Hotmail was started in 1996, and was purchased by Microsoft in 1997. In 2012, it was updated, and the name was changed to outlook.com, but messages sent to and from hotmail still worked.

Gmail, which is owned by Google, was started in 2004, but the history of email goes back a lot further - to 1971.

In 1971, Ray Tomlinson, a recent graduate of MIT, was looking for interesting problems to solve. He was hired to help build ARPANET, the precursor to the modern internet, and during his first year on the job he came up with a simple yet ingenious way to send messages between networked computers. He created an address system that put a user’s login name in front of the @ symbol and the computer hostname on the other side. Although the first successful test message traveled just 10 feet between computers, it became a technological milestone.

Tomlinson, who died in 2016, could never remember exactly what was in that first message, but in interviews he speculated that it was “something like QWERTYUIOP” — the top row of letters on an English-language keyboard.



What I like about hotmail  is that you can set up folders for a variety of topics. I probably have about 50, but some of them are dormant. As near as I can tell, the oldest correspondence goes back to 2004, when I was sending out emails from a cyber cafe in China. I pay Microsoft $1.05 every month to store things in the cloud, but I have no idea how to access the information.

A few days ago, I published an article about Skype, which is what we used for video calls before the advent of Zoom. In the same article, I also mentioned AOL, which used to be the most popular domain name. Although it still exists, it is nowhere near as popular as either outlook.com or Gmail. At least one of my cousins still has an AOL account.


Does it matter what provider you use for your email? In some cases, yes.


The article above goes into more detail, but here are a few key points:

Sree Sreenivasan, a strategist with an accomplished digital resume, ignited a fierce debate on LinkedIn in January when he suggested that an email address that ends in @hotmail.com might be grounds for tossing out a job application.

“When you see a resume with a Hotmail address, what do you do?” he wrote. “Treat ’em same as others? Reject ’em right away? Some other response?”

Responses ranged from annoyed (“That would be the same as poking fun at a 15-year-old Toyota that is rust-free and still runs like new. It works, it does its job, and it’s mine. Get over it.”) to outraged (“If my email doesn’t get me the job, then I didn’t want it to begin with!”) to pointedly bombastic (“While you are on it you should track them, find them and put a bullet in their heads. That would teach them.”).

The furor demonstrated that not only are people using one of the world’s oldest webmail services, they’re zealous fans of accounts that some have been using for decades.

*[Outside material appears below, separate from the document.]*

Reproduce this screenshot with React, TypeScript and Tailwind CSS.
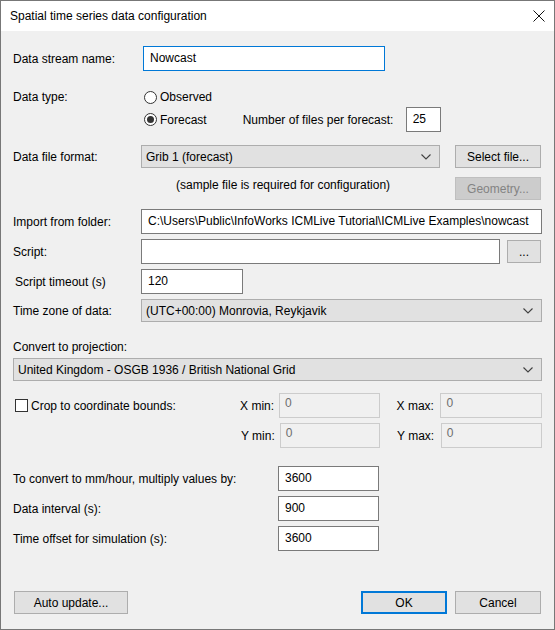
import React from 'react';

const font = { fontFamily: '"Liberation Sans", Arial, sans-serif' };

function Chevron() {
  return (
    <svg width="10" height="6" viewBox="0 0 10 6" className="shrink-0">
      <path d="M0.5 0.5 L5 5 L9.5 0.5" fill="none" stroke="#404040" strokeWidth="1.1" />
    </svg>
  );
}

function Combo({ value, className }: { value: string; className: string }) {
  return (
    <div className={`h-[23px] flex items-center justify-between pl-[4px] pr-[8px] bg-[#e1e1e1] border border-[#adadad] ${className}`}>
      <span>{value}</span>
      <Chevron />
    </div>
  );
}

function Edit({ value = '', className, focused = false, disabled = false }: { value?: string; className: string; focused?: boolean; disabled?: boolean }) {
  return (
    <div
      className={`h-[25px] flex items-start border ${
        disabled
          ? 'bg-[#f0f0f0] border-[#cccccc] text-[#6d6d6d] pl-[5px] pt-0'
          : focused
          ? 'bg-white border-[#0078d7] pl-[6px] pt-[2px]'
          : 'bg-white border-[#7a7a7a] pl-[6px] pt-[2px]'
      } ${className}`}
    >
      {value}
    </div>
  );
}

function Button({ label, className, disabled = false, primary = false }: { label: string; className: string; disabled?: boolean; primary?: boolean }) {
  return (
    <div
      className={`h-[23px] flex items-center justify-center ${
        disabled
          ? 'bg-[#cccccc] border border-[#bfbfbf] text-[#838383]'
          : primary
          ? 'bg-[#e1e1e1] border-2 border-[#0078d7]'
          : 'bg-[#e1e1e1] border border-[#adadad]'
      } ${className}`}
    >
      {label}
    </div>
  );
}

function Radio({ label, checked = false }: { label: string; checked?: boolean }) {
  return (
    <div className="flex items-center gap-[3px]">
      <span className="w-[13px] h-[13px] rounded-full border border-[#333] bg-white flex items-center justify-center">
        {checked && <span className="w-[7px] h-[7px] rounded-full bg-[#333]" />}
      </span>
      <span>{label}</span>
    </div>
  );
}

export default function App() {
  return (
    <div style={font} className="w-[555px] h-[630px] border border-[#777] bg-[#f0f0f0] text-[12px] text-black flex flex-col overflow-hidden">
      {/* Title bar */}
      <div className="h-[30px] bg-white flex items-center justify-between pl-[9px] pr-[8px] shrink-0">
        <span>Spatial time series data configuration</span>
        <svg width="12" height="12" viewBox="0 0 12 12" className="mr-[1px]">
          <path d="M0.5 0.5 L11.5 11.5 M11.5 0.5 L0.5 11.5" stroke="#111" strokeWidth="1" />
        </svg>
      </div>

      {/* Body */}
      <div className="flex flex-col pl-[12px] pr-[12px]">
        <div className="flex items-center mt-[15px]">
          <span className="w-[130px]">Data stream name:</span>
          <Edit value="Nowcast" focused className="w-[242px]" />
        </div>

        <div className="flex mt-[18px]">
          <span className="w-[131px] h-[16px] flex items-center">Data type:</span>
          <div className="flex flex-col">
            <div className="h-[16px] flex items-center">
              <Radio label="Observed" />
            </div>
            <div className="h-[25px] flex items-center mt-[2px]">
              <Radio label="Forecast" checked />
              <span className="ml-[36px] w-[163px]">Number of files per forecast:</span>
              <Edit value="25" className="w-[35px]" />
            </div>
          </div>
        </div>

        <div className="flex items-center mt-[13px]">
          <span className="w-[128px]">Data file format:</span>
          <Combo value="Grib 1 (forecast)" className="w-[299px]" />
          <Button label="Select file..." className="w-[86px] ml-[15px]" />
        </div>

        <div className="flex items-start mt-[9px]">
          <span className="ml-[163px] w-[279px] mt-[-1px]">(sample file is required for configuration)</span>
          <Button label="Geometry..." disabled className="w-[86px]" />
        </div>

        <div className="flex items-center mt-[9px]">
          <span className="w-[128px]">Import from folder:</span>
          <Edit value="C:\Users\Public\InfoWorks ICMLive Tutorial\ICMLive Examples\nowcast" className="w-[401px]" />
        </div>

        <div className="flex items-center mt-[5px]">
          <span className="w-[128px]">Script:</span>
          <Edit className="w-[359px]" />
          <Button label="..." className="w-[34px] ml-[7px]" />
        </div>

        <div className="flex items-center mt-[5px]">
          <span className="w-[126px] ml-[2px]">Script timeout (s)</span>
          <Edit value="120" className="w-[102px]" />
        </div>

        <div className="flex items-center mt-[5px]">
          <span className="w-[128px]">Time zone of data:</span>
          <Combo value="(UTC+00:00) Monrovia, Reykjavik" className="w-[401px]" />
        </div>

        <div className="h-[16px] flex items-center mt-[17px]">Convert to projection:</div>
        <Combo value="United Kingdom - OSGB 1936 / British National Grid" className="w-[529px] mt-[3px]" />

        <div className="flex items-center mt-[12px]">
          <div className="w-[226px] flex items-center ml-[2px]">
            <span className="w-[13px] h-[13px] border border-[#333] bg-white" />
            <span className="ml-[3px]">Crop to coordinate bounds:</span>
          </div>
          <span className="w-[39px]">X min:</span>
          <Edit value="0" disabled className="w-[101px]" />
          <span className="w-[44px] ml-[17px]">X max:</span>
          <Edit value="0" disabled className="w-[102px]" />
        </div>

        <div className="flex items-center mt-[5px]">
          <span className="w-[39px] ml-[228px]">Y min:</span>
          <Edit value="0" disabled className="w-[101px]" />
          <span className="w-[44px] ml-[17px]">Y max:</span>
          <Edit value="0" disabled className="w-[102px]" />
        </div>

        <div className="flex items-center mt-[18px]">
          <span className="w-[265px]">To convert to mm/hour, multiply values by:</span>
          <Edit value="3600" className="w-[101px]" />
        </div>
        <div className="flex items-center mt-[5px]">
          <span className="w-[265px]">Data interval (s):</span>
          <Edit value="900" className="w-[101px]" />
        </div>
        <div className="flex items-center mt-[5px]">
          <span className="w-[265px]">Time offset for simulation (s):</span>
          <Edit value="3600" className="w-[101px]" />
        </div>

        <div className="flex items-center mt-[40px]">
          <Button label="Auto update..." className="w-[114px] ml-[1px]" />
          <div className="flex-1" />
          <Button label="OK" primary className="w-[86px]" />
          <Button label="Cancel" className="w-[86px] ml-[8px] mr-[1px]" />
        </div>
      </div>
    </div>
  );
}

But does a Hotmail domain actually matter to job recruiters? What about other long-standing email services, like AOL or Yahoo or Outlook? Recruiters, hiring managers, lawyers and human resources experts we spoke to largely agree that it’s unwise for businesses to discard a job application because of a vintage email domain.

But it still might be time to consider a switch to something fresher.

Hotmail launched in 1996 as one of the first public webmail services. Originally stylized as HoTMaiL to highlight its web-based existence (HTML provides the building blocks for most web pages) and because mixing cases was inexplicably popular at the time, Hotmail offered everything that ISP-based email did not. Most notably, while its contemporaries were tied to a specific device, users could access Hotmail from any computer all over the world.

Around the same time that Yahoo acquired its main competitor, Four11 RocketMail, Hotmail went to Microsoft and underwent a series of rebranding campaigns: MSN Hotmail, Windows Live Hotmail and, finally, Outlook.com.

When Microsoft began encouraging Hotmail users to switch to Outlook in 2012, they used language like “upgrade” and referred to Outlook as “modern email.” It made Hotmail, already an ancient brand in Internet years at 16 years old, seem completely archaic.

That legacy is why some may see Hotmail holdouts in 2018 as people who lack technological knowledge.

Gmail was created by a Google employee named Buchheit in 2005 

https://workspace.google.com/blog/productivity-collaboration/celebrating-50-years-of-email

More than 30 years after Tomlinson’s breakthrough, a Google engineer named Paul Buchheit conducted his own experiments with email. In a 2005 blog post, Buchheit described the problem he was trying to solve: 

“My email was a mess. Important messages were hopelessly buried, and conversations were a jumble…I couldn't always get to my email because it was stuck on one computer, and web interfaces were unbearably clunky. And I had spam. A lot of it. With Gmail I got the opportunity to change email — to build something that would work for me, not against me.”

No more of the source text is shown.